Two types of homogenous-concept fuel pins from the SUPERFACT-1 experiment were selected for this work, more precisely the pins SF7, SF13 bearing 2 wt.% of 237Np, and SF4, SF16 bearing 1.8 wt.% of 241Am. Their plutonium content (around 25 wt.%) and cladding material (15-15, titanium stabilized, cold worked stainless steel) are in line with the characteristics envisaged for Generation-IV reactor fuels. The current predictions of the codes are compared to experimental data from non-destructive and destructive post-irradiation examinations. The integral data considered for validation are: final burn-up at peak power node, fission gas (xenon and krypton) production and release, helium release, central hole axial extension, and fuel and cladding elongations.
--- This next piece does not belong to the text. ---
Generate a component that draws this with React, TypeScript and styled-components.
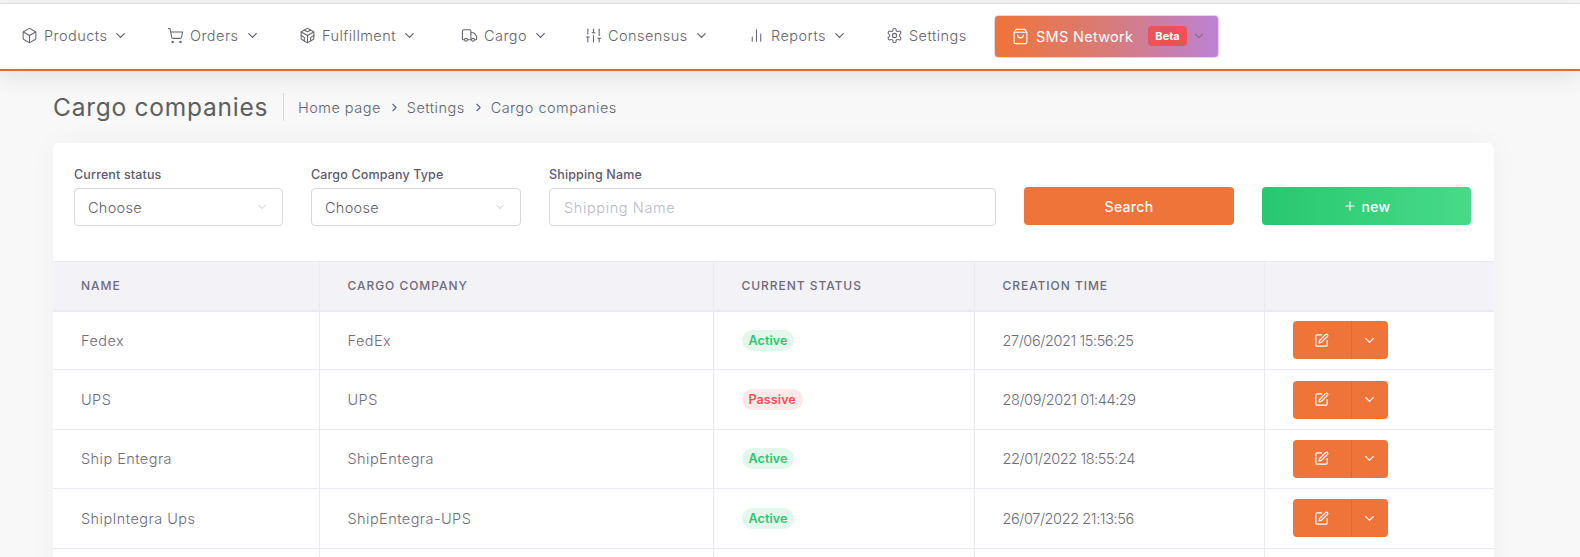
import { createGlobalStyle } from "styled-components";
import styled from "styled-components";
import {
  LuBox,
  LuShoppingCart,
  LuCodesandbox,
  LuTruck,
  LuSlidersVertical,
  LuChartNoAxesColumn,
  LuSettings,
  LuShoppingBag,
  LuChevronDown,
  LuChevronRight,
  LuSquarePen,
  LuPlus,
} from "react-icons/lu";

const GlobalStyle = createGlobalStyle`
  html, body {
    margin: 0;
    padding: 0;
    height: 557px;
    overflow: hidden;
    background: #f8f8f8;
    font-family: "Inter", "Liberation Sans", sans-serif;
    color: #74727f;
  }
  * { box-sizing: border-box; }
`;

const TopStrip = styled.div`
  height: 4px;
  background: #f7f7f7;
  border-bottom: 1px solid #e6e6e6;
`;

const Header = styled.header`
  position: relative;
  height: 67px;
  background: #fff;
  border-bottom: 2px solid #e8672e;
  box-shadow: 0 4px 24px rgba(60, 70, 70, 0.14);
  display: flex;
  align-items: center;
  padding-left: 21px;
`;

const NavItem = styled.div<{ $w: number }>`
  width: ${(p) => p.$w}px;
  flex: none;
  display: flex;
  align-items: center;
  font-size: 14.5px;
  font-weight: 300;
  letter-spacing: 0.45px;
  color: #65636f;
  white-space: nowrap;
  margin-top: -2px;
  svg.main {
    width: 17px;
    height: 17px;
    margin-right: 6px;
    stroke-width: 1.5;
    flex: none;
  }
  svg.caret {
    width: 15px;
    height: 15px;
    margin-left: 6px;
    stroke-width: 2;
  }
`;

const SmsButton = styled.div`
  width: 225px;
  height: 43px;
  margin-top: -1px;
  border-radius: 4px;
  border: 1px solid #e9d3dd;
  background: linear-gradient(90deg, #f0743a 0%, #d87b78 50%, #bc82d4 100%);
  color: #fff;
  display: flex;
  align-items: center;
  padding-left: 17px;
  font-size: 14.5px;
  letter-spacing: 0.3px;
  svg.bag {
    width: 17px;
    height: 17px;
    margin-right: 7px;
    stroke-width: 1.6;
  }
  svg.caret {
    width: 14px;
    height: 14px;
    margin-left: 5px;
    color: #8a6f92;
  }
`;

const BetaTag = styled.span`
  margin-left: 15px;
  background: #ec5258;
  border-radius: 4px;
  font-size: 11px;
  font-weight: 700;
  letter-spacing: 0;
  padding: 3px 7px;
  line-height: 14px;
`;

const Main = styled.main`
  padding: 22px 86px 0 53px;
`;

const PageHead = styled.div`
  display: flex;
  align-items: center;
  height: 28px;
  margin-bottom: 22px;
`;

const PageTitle = styled.h1`
  margin: 0;
  font-size: 24.5px;
  font-weight: 400;
  letter-spacing: 0.75px;
  color: #5e5e5e;
  white-space: nowrap;
  padding-right: 14px;
  border-right: 1px solid #d8d8d8;
  width: 231px;
  line-height: 28px;
`;

const Crumbs = styled.nav`
  display: flex;
  align-items: center;
  padding-left: 14px;
  font-size: 14.5px;
  font-weight: 300;
  letter-spacing: 0.48px;
  color: #5f6377;
  svg {
    width: 13px;
    height: 13px;
    margin: 0 6px 0 7px;
    stroke-width: 2;
  }
`;

const Card = styled.section`
  background: #fff;
  border-radius: 6px;
  box-shadow: 0 0 30px rgba(0, 0, 0, 0.035);
  overflow: hidden;
`;

const FilterRow = styled.div`
  height: 118px;
  padding: 24px 22px 0 21px;
  display: grid;
  grid-template-columns: 209px 210px 447px 210px 209px;
  column-gap: 28px;
`;

const Field = styled.label`
  display: flex;
  flex-direction: column;
`;

const FieldLabel = styled.span`
  font-size: 12.5px;
  line-height: 15px;
  font-weight: 500;
  letter-spacing: 0.15px;
  color: #5c5a70;
  margin-bottom: 6px;
`;

const SelectBox = styled.div`
  height: 38px;
  border: 1px solid #d8d6de;
  border-radius: 4px;
  padding: 0 14px 0 13px;
  display: flex;
  align-items: center;
  justify-content: space-between;
  font-size: 14.5px;
  font-weight: 300;
  letter-spacing: 0.3px;
  color: #5f5d6b;
  svg {
    width: 12px;
    height: 12px;
    color: #c4c4cc;
  }
`;

const TextInput = styled.input`
  height: 38px;
  width: 100%;
  border: 1px solid #d8d6de;
  border-radius: 4px;
  padding: 0 14px;
  outline: none;
  font: 300 14.5px "Inter", "Liberation Sans", sans-serif;
  letter-spacing: 0.62px;
  &::placeholder {
    color: #b9b9c3;
    opacity: 1;
  }
`;

const ActionButton = styled.button<{ $green?: boolean }>`
  height: 38px;
  margin-top: 20px;
  border: 0;
  border-radius: 4px;
  color: #fff;
  font: 500 14px "Inter", "Liberation Sans", sans-serif;
  letter-spacing: 0.3px;
  display: flex;
  align-items: center;
  justify-content: center;
  background: ${(p) =>
    p.$green
      ? "linear-gradient(90deg, #28c76f 0%, #48da89 100%)"
      : "#ef743a"};
  svg {
    width: 14px;
    height: 14px;
    margin-right: 5px;
  }
`;

const Table = styled.table`
  width: 100%;
  table-layout: fixed;
  border-collapse: collapse;
  th,
  td {
    text-align: left;
    padding: 0 0 0 28px;
    border: 1px solid #ebe9f1;
    white-space: nowrap;
  }
  th:first-child,
  td:first-child {
    border-left: 0;
  }
  th:last-child,
  td:last-child {
    border-right: 0;
  }
`;

const HeadRow = styled.tr`
  height: 49px;
  background: #f3f2f7;
  th {
    font-size: 12px;
    font-weight: 500;
    letter-spacing: 0.95px;
    color: #6e6b7b;
    border-bottom-width: 2px;
  }
`;

const BodyRow = styled.tr`
  height: 59.4px;
  td {
    font-size: 14.5px;
    font-weight: 300;
    letter-spacing: 0.45px;
    color: #6e6b7b;
  }
`;

const TimeText = styled.span`
  letter-spacing: -0.4px;
`;

const StatusPill = styled.span<{ $active: boolean }>`
  display: inline-block;
  font-size: 12.5px;
  font-weight: 600;
  line-height: 21px;
  letter-spacing: 0.1px;
  padding: 0 7px;
  border-radius: 11px;
  color: ${(p) => (p.$active ? "#28c76f" : "#ea5455")};
  background: ${(p) => (p.$active ? "#e4f7ed" : "#fceaea")};
`;

const SplitButton = styled.div`
  display: flex;
  width: 95px;
  height: 38px;
  border-radius: 4px;
  overflow: hidden;
  background: #ef743a;
  color: #fff;
`;

const SplitPart = styled.div<{ $w: number }>`
  width: ${(p) => p.$w}px;
  display: flex;
  align-items: center;
  justify-content: center;
  & + & {
    border-left: 1px solid #dd6a35;
  }
  svg {
    width: 15px;
    height: 15px;
  }
`;

const nav = [
  { label: "Products", icon: LuBox, w: 146, caret: true },
  { label: "Orders", icon: LuShoppingCart, w: 132, caret: true },
  { label: "Fulfillment", icon: LuCodesandbox, w: 162, caret: true },
  { label: "Cargo", icon: LuTruck, w: 124, caret: true },
  { label: "Consensus", icon: LuSlidersVertical, w: 163, caret: true },
  { label: "Reports", icon: LuChartNoAxesColumn, w: 138, caret: true },
  { label: "Settings", icon: LuSettings, w: 108, caret: false },
];

const rows = [
  { name: "Fedex", company: "FedEx", active: true, time: "27/06/2021 15:56:25" },
  { name: "UPS", company: "UPS", active: false, time: "28/09/2021 01:44:29" },
  { name: "Ship Entegra", company: "ShipEntegra", active: true, time: "22/01/2022 18:55:24" },
  { name: "ShipIntegra Ups", company: "ShipEntegra-UPS", active: true, time: "26/07/2022 21:13:56" },
];

const App = () => {
  return (
    <>
      <GlobalStyle />
      <TopStrip />
      <Header>
        {nav.map((item) => (
          <NavItem key={item.label} $w={item.w}>
            <item.icon className="main" />
            {item.label}
            {item.caret && <LuChevronDown className="caret" />}
          </NavItem>
        ))}
        <SmsButton>
          <LuShoppingBag className="bag" />
          SMS Network
          <BetaTag>Beta</BetaTag>
          <LuChevronDown className="caret" />
        </SmsButton>
      </Header>
      <Main>
        <PageHead>
          <PageTitle>Cargo companies</PageTitle>
          <Crumbs>
            Home page
            <LuChevronRight />
            Settings
            <LuChevronRight />
            Cargo companies
          </Crumbs>
        </PageHead>
        <Card>
          <FilterRow>
            <Field>
              <FieldLabel>Current status</FieldLabel>
              <SelectBox>
                Choose
                <LuChevronDown />
              </SelectBox>
            </Field>
            <Field>
              <FieldLabel>Cargo Company Type</FieldLabel>
              <SelectBox>
                Choose
                <LuChevronDown />
              </SelectBox>
            </Field>
            <Field>
              <FieldLabel>Shipping Name</FieldLabel>
              <TextInput placeholder="Shipping Name" />
            </Field>
            <ActionButton>Search</ActionButton>
            <ActionButton $green>
              <LuPlus />
              new
            </ActionButton>
          </FilterRow>
          <Table>
            <colgroup>
              <col style={{ width: 266 }} />
              <col style={{ width: 394 }} />
              <col style={{ width: 261 }} />
              <col style={{ width: 290 }} />
              <col />
            </colgroup>
            <thead>
              <HeadRow>
                <th>NAME</th>
                <th>CARGO COMPANY</th>
                <th>CURRENT STATUS</th>
                <th>CREATION TIME</th>
                <th />
              </HeadRow>
            </thead>
            <tbody>
              {rows.map((row) => (
                <BodyRow key={row.name}>
                  <td>{row.name}</td>
                  <td>{row.company}</td>
                  <td>
                    <StatusPill $active={row.active}>
                      {row.active ? "Active" : "Passive"}
                    </StatusPill>
                  </td>
                  <td>
                    <TimeText>{row.time}</TimeText>
                  </td>
                  <td>
                    <SplitButton>
                      <SplitPart $w={58}>
                        <LuSquarePen />
                      </SplitPart>
                      <SplitPart $w={37}>
                        <LuChevronDown />
                      </SplitPart>
                    </SplitButton>
                  </td>
                </BodyRow>
              ))}
              <BodyRow>
                <td />
                <td />
                <td />
                <td />
                <td />
              </BodyRow>
            </tbody>
          </Table>
        </Card>
      </Main>
    </>
  );
};

export default App;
Further local measurements were made by cladding profilometry, as well as for the fuel central void radius and for the extension of the columnar grain region. Finally, microscopic data are available for the radial distributions of the minor actinides 237Np and 241Am, as well as of plutonium, xenon and caesium.
The overall agreement with experimental data is acceptable but reveals room for improvement and highlights discrepancies between code results. The analysis is complemented by a code-to-code benchmark, focusing on the evolution of relevant output quantities over time (e.g., fuel central temperature, fuel-cladding gap width, cladding outer radius, rod internal pressure, and fission gas release).
The goals of this analysis are to assess the current capabilities of fuel performance codes and to underline modelling gaps through the differences among computations and experiment, benchmarked with different codes. This is fundamental for identifying possible common development areas and for improving the prediction of MOX fuel behaviour in fast reactor conditions. Indeed, improved fuel performance codes will allow for a better performance and safety analysis of next Generation-IV fast reactors (e.g., MYRRHA, ASTRID, ALFRED), and will play a key role for the definition of their final design and future development.